NEW YORK — Oil prices closed moderately higher Friday as the strong rally touched off by the ouster of Ahmed Zaki Yamani as Saudi Arabia's oil minister ran out of steam.

Analysts said the buying momentum slowed amid some profit-taking, short-selling and moving aside by traders waiting to see what would result from the removal of Yamani, who has been a prominent leader in the actions of the Organization of Petroleum Exporting Countries for 24 years.

At the New York Mercantile Exchange, contracts for December delivery of West Texas Intermediate, the benchmark U.S. crude, closed at $15.27 a 42-gallon barrel, up 23 cents. The price had jumped $1.31 a barrel on Thursday.

Among contracts for November delivery of refined products, heating oil rose 0.97 cent a gallon Friday to 40.54 cents after rising 2.8 cents Thursday. Unleaded gasoline, up 2.15 cents a gallon Thursday, added another 0.61 cent Friday.

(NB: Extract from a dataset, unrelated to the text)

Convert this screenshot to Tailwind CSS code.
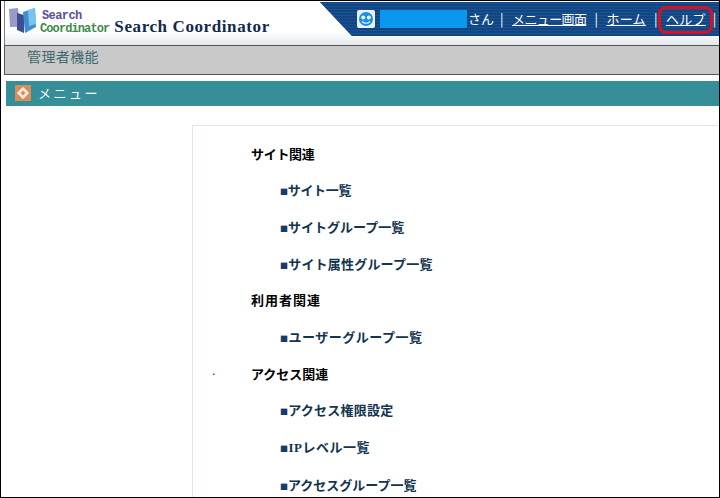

Word that Yamani's replacement, Hisam Nazer, had asked for an emergency meeting of OPEC's pricing committee had helped spark Thurday's rally, analysts said, since some traders saw it as a sign of Saudi determination to drive prices higher.

This view was buttressed further early Friday by an official Kuwait News Agency report that the head of OPEC's pricing committee--Kuwait's oil minister, Sheik Ali al Khalifa al Sabah--was making "intensive contacts" to set a date for the meeting.

But analysts said technical reasons--short-selling, short covering and profit-taking--were mainly behind the price moves.

In a short sale, a trader sells borrowed oil in the hope that the price will fall before the oil must be replaced. Short covering is buying the oil to fulfill that obligation.

On Thursday, prices soared because many traders, unsure of the implications of Yamani's ouster, bought heavily to replace contracts they had previously sold in anticipation of lower prices, analysts said.

On Friday, analysts said, traders increasingly decided that prices had gotten high enough to warrant selling to take profits.